KUALA LUMPUR, Jan 7 (Bernama) -- Klang Valley property market performance for this year will be mainly driven by well-located, high-quality assets that meet changing work, shopping and travel needs, according to CBRE WTW Valuation and Advisory Sdn Bhd.
Its research and consulting director Mary Kurien said assets with strong visibility, accessibility, and operational efficiency will continue to perform better.
“As an outlook looking ahead, over five million square feet (sq ft) of prime offices are coming on stream, and this will make competition even more intensified, putting greater pressure on non-prime office buildings.
“As a result, these underperforming non-offices are likely to be repurposed. This follows recent trends, such as office to hotel conversions,” said Kurien, adding that non-prime offices continue to see a decline in demand.
She said this at the CBRE WTW Malaysia Real Estate Market Outlook briefing here today.

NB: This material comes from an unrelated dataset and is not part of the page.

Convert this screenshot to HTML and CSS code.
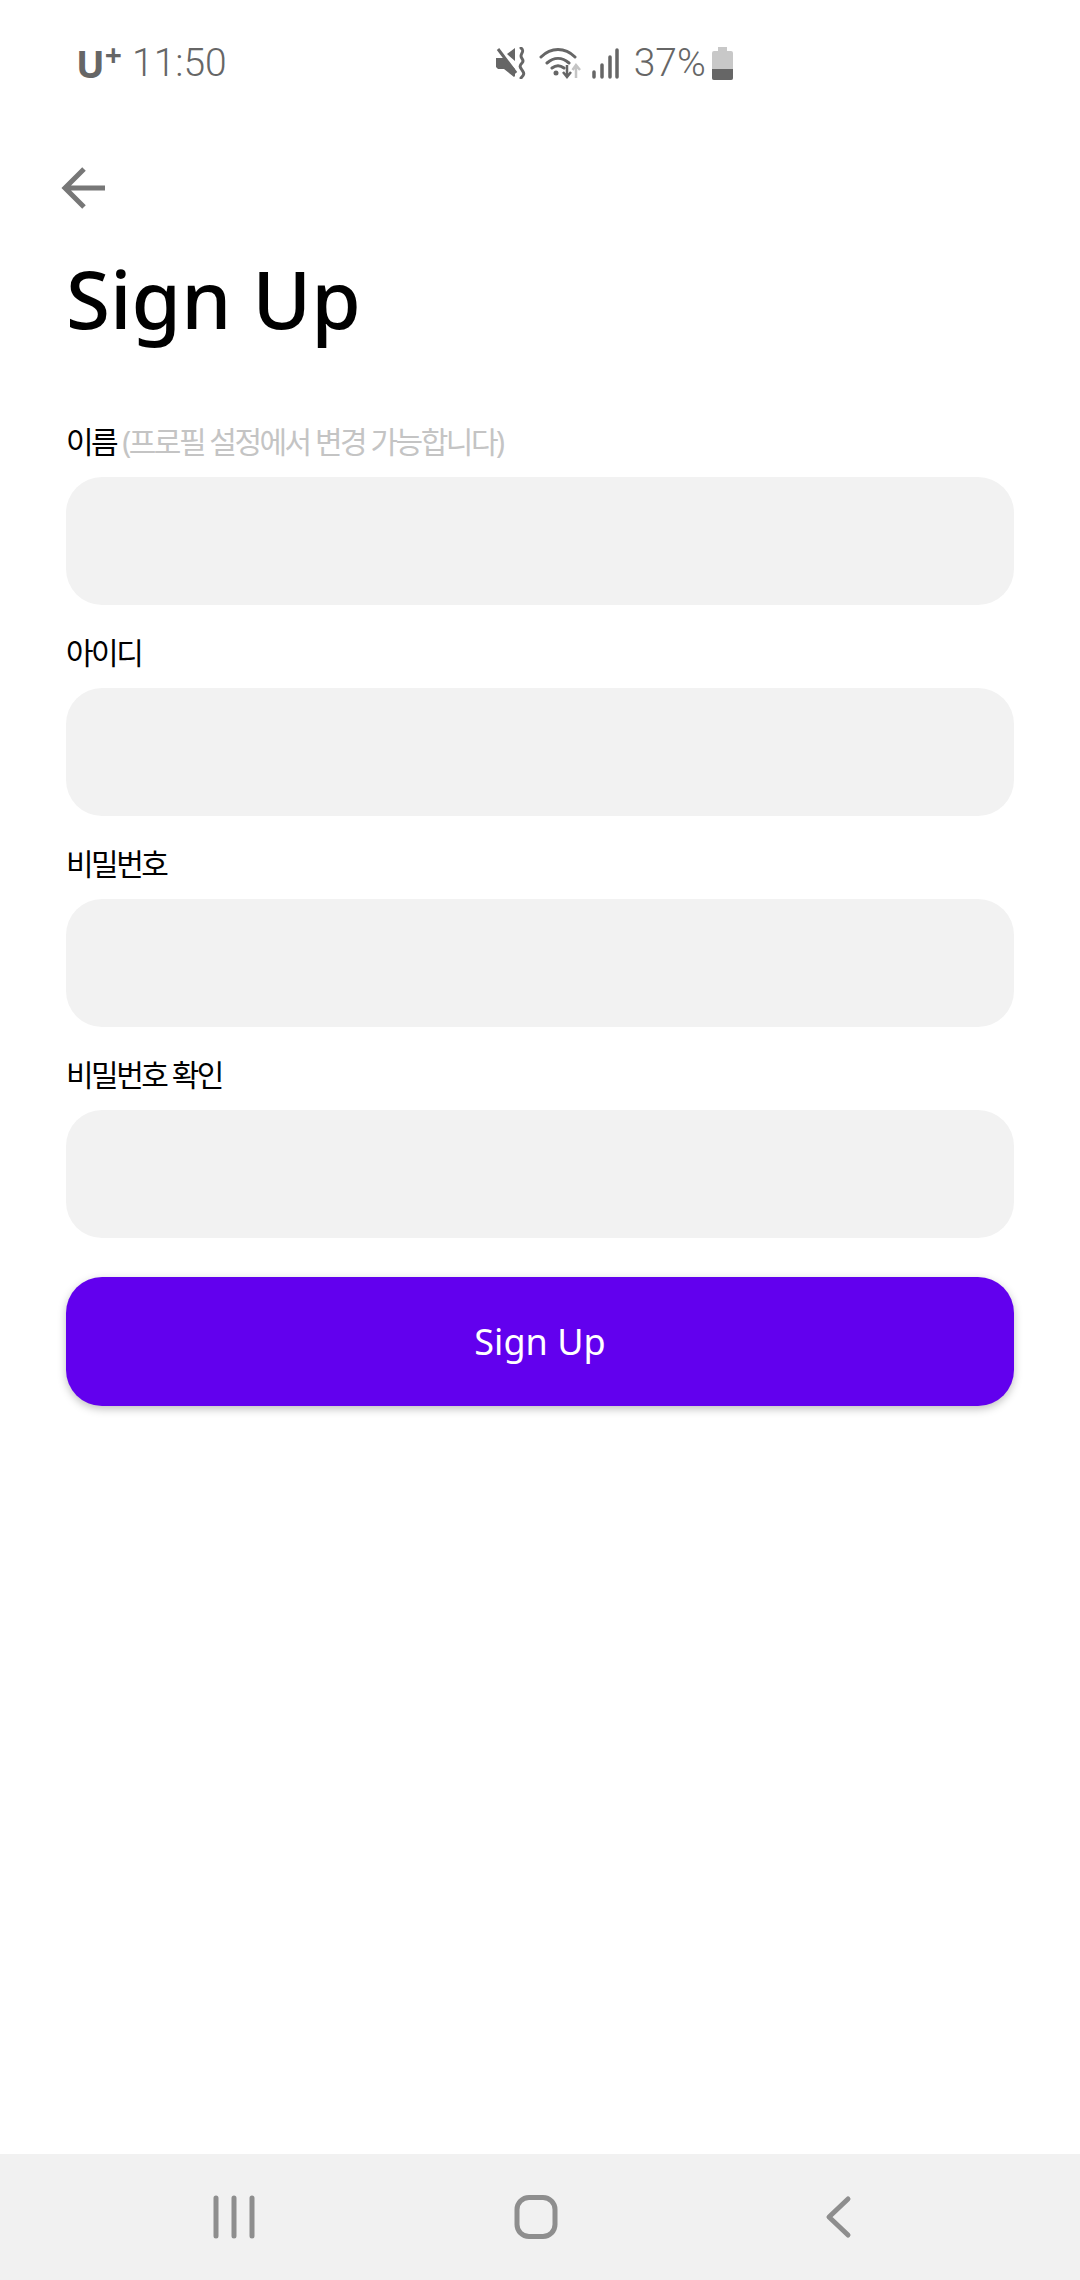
FILE: index.html
```html
<!DOCTYPE html>
<html lang="ko">
    <head>
        <meta charset="utf-8">
        <title>Sign Up</title>
        <link rel="stylesheet" href="styles.css">
    </head>
    <body>
    <div class="statusBar">
        <span class="carrier">U<sup>+</sup></span>
        <span class="clock">11:50</span>
        <div class="statusIcons">
            <!-- mute -->
            <svg class="iconMute" width="30" height="32" viewBox="0 0 30 32">
                <path d="M0 11h6l2 0 11 11v7l-1 1-10-8H2l-2-2z M11 7l8-6v13z" fill="#666"/>
                <path d="M2 2l18 24" stroke="#666" stroke-width="3"/>
                <path d="M25 1c4 3 0 5 0 8s4 4 1 7-2 4 0 7 3 4-1 8" fill="none" stroke="#666" stroke-width="3" stroke-linecap="round"/>
            </svg>
            <!-- wifi -->
            <svg class="iconWifi" width="42" height="31" viewBox="0 0 42 31">
                <path d="M2 9c10-10 24-10 34 0M8 15c7-6 15-6 22 0M13 20c4-3 8-3 12 0" fill="none" stroke="#666" stroke-width="3" stroke-linecap="round"/>
                <circle cx="17" cy="25" r="2.5" fill="#666"/>
                <path d="M28 17v11M24 24l4 5 4-5" fill="none" stroke="#666" stroke-width="2.5"/>
                <path d="M37 30v-11M33.500 22l3.500-5 4 5" fill="none" stroke="#c4c4c4" stroke-width="2.500"/>
            </svg>
            <!-- signal -->
            <svg class="iconSignal" width="27" height="31" viewBox="0 0 27 31">
                <g stroke-width="3.500" stroke-linecap="round">
                    <path d="M2 24v5" stroke="#666"/>
                    <path d="M10 17v12M18 9v20M25 2v27" stroke="#666"/>
                </g>
            </svg>
            <span class="battery">37%</span>
            <!-- battery -->
            <svg class="iconBattery" width="21" height="33" viewBox="0 0 21 33">
                <path d="M6 0h9v4h4a2 2 0 0 1 2 2v25a2 2 0 0 1-2 2H2a2 2 0 0 1-2-2V6a2 2 0 0 1 2-2h4z" fill="#c8c8c8"/>
                <path d="M0 22h21v9a2 2 0 0 1-2 2H2a2 2 0 0 1-2-2z" fill="#666"/>
            </svg>
        </div>
    </div>

    <div class="backRow">
        <svg width="44" height="44" viewBox="0 0 44 44">
            <path d="M3 22h41M23 3L4 22l19 19" fill="none" stroke="#777" stroke-width="5"/>
        </svg>
    </div>

    <h1 class="title">Sign Up</h1>

    <form class="form">
        <div class="field">
            <label class="label">이름<span class="hint">(프로필 설정에서 변경 가능합니다)</span></label>
            <input class="input" type="text">
        </div>
        <div class="field">
            <label class="label">아이디</label>
            <input class="input" type="text">
        </div>
        <div class="field">
            <label class="label">비밀번호</label>
            <input class="input" type="password">
        </div>
        <div class="field">
            <label class="label">비밀번호 확인</label>
            <input class="input" type="password">
        </div>
        <button class="submit" type="button">Sign Up</button>
    </form>

    <div class="navBar">
        <svg width="60" height="44" viewBox="0 0 60 44">
            <path d="M12 3v38M30 3v38M48 3v38" stroke="#8e8e8e" stroke-width="5" stroke-linecap="round"/>
        </svg>
        <svg width="60" height="44" viewBox="0 0 60 44">
            <rect x="11" y="2.500" width="38" height="39" rx="12" fill="none" stroke="#8e8e8e" stroke-width="5"/>
        </svg>
        <svg width="60" height="44" viewBox="0 0 60 44">
            <path d="M40 4L21 22l19 18" fill="none" stroke="#8e8e8e" stroke-width="5" stroke-linecap="round" stroke-linejoin="round"/>
        </svg>
    </div>
    </body>
</html>
```

FILE: styles.css
```css
body{
    margin: 0;
    height: 2280px;
    display: flex;
    flex-direction: column;
    background-color: white;
    font-family: "Noto Sans", "Noto Sans CJK KR", sans-serif;
    overflow: hidden;
}
.statusBar{
    height: 126px;
    display: flex;
    align-items: center;
    padding-left: 76px;
    color: #666;
}
.carrier{
    font-size: 38px;
    font-weight: 700;
    width: 56px;
    line-height: 40px;
}
.carrier sup{
    font-size: 30px;
    line-height: 0;
    vertical-align: 12px;
}
.clock{
    font-family: Roboto, sans-serif;
    font-size: 39px;
    font-weight: 300;
}
.statusIcons{
    display: flex;
    align-items: center;
    margin-left: 269px;
}
.iconWifi{
    margin-left: 13px;
}
.iconSignal{
    margin-left: 11px;
}
.battery{
    font-family: Roboto, sans-serif;
    font-size: 39px;
    font-weight: 300;
    margin-left: 15px;
    margin-right: 6px;
}
.backRow{
    padding-left: 61px;
    padding-top: 40px;
    height: 44px;
}
.title{
    margin: 34px 0 0 66px;
    font-size: 80px;
    line-height: 108px;
    font-weight: 500;
    color: black;
}
.form{
    margin-top: 53px;
    padding: 0 66px;
    display: flex;
    flex-direction: column;
}
.field{
    display: flex;
    flex-direction: column;
    margin-bottom: 11px;
}
.label{
    display: block;
    height: 72px;
    font-size: 30px;
    line-height: 42px;
    letter-spacing: -2.500px;
    color: black;
    padding-top: 16px;
    box-sizing: border-box;
}
.hint{
    color: #c4c4c4;
    margin-left: 6px;
}
.input{
    display: block;
    width: 100%;
    height: 128px;
    box-sizing: border-box;
    border: none;
    border-radius: 36px;
    background-color: #f2f2f2;
}
.submit{
    margin-top: 28px;
    height: 129px;
    border: none;
    border-radius: 36px;
    background-color: #6200ee;
    color: white;
    font-family: "Noto Sans", sans-serif;
    font-size: 36px;
    box-shadow: 0 3px 8px rgba(0,0,0,0.25);
}
.navBar{
    margin-top: auto;
    height: 126px;
    background-color: #f1f1f1;
    display: flex;
    align-items: center;
    gap: 242px;
    padding-left: 204px;
}
```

CBRE WTW also expects more commercial properties to be converted to residential use, supported by the tax incentives announced under Budget 2026 that encourage the repurposing of commercial buildings.

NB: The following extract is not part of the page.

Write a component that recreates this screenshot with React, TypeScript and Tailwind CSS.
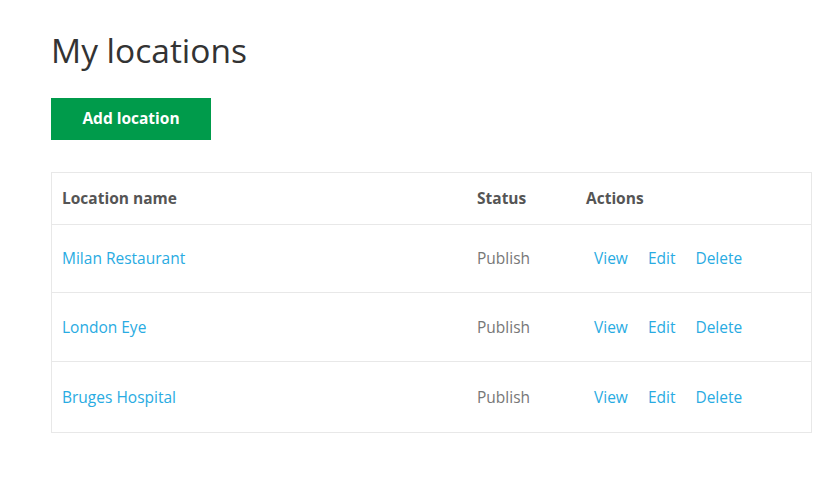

Meanwhile, Kurien noted that the retail sector continues to record resilient performance, led by prime shopping malls, despite uneven conditions across the broader market.
Prime malls such as Suria KLCC, Pavilion Kuala Lumpur and Mid Valley Megamall continue to perform strongly, with occupancy rates exceeding 90 per cent amid sustained tenant demand.
“In contrast, non-prime malls remain under pressure, grappling with persistently high vacancy levels. As part of market repositioning efforts, some older malls are being recommissioned,” she said.
Additionally, Kurien said Visit Malaysia 2026 will strongly support the performance of Malaysia’s hotel segment this year, as tourist arrivals are expected to increase by 50 per cent.
She said an additional 2,000 new rooms, currently under construction and over 70 per cent of which are in the luxury category, will strengthen Klang Valley’s appeal as a premium destination.
However, she said this will also put short-term pressure on both occupancy rates and room rates.
“Overall, the market is expected to stay resilient, supported by the high tourist arrivals, as well as the continued demand for well-located, strong-branded hotels with strong brands,” she said.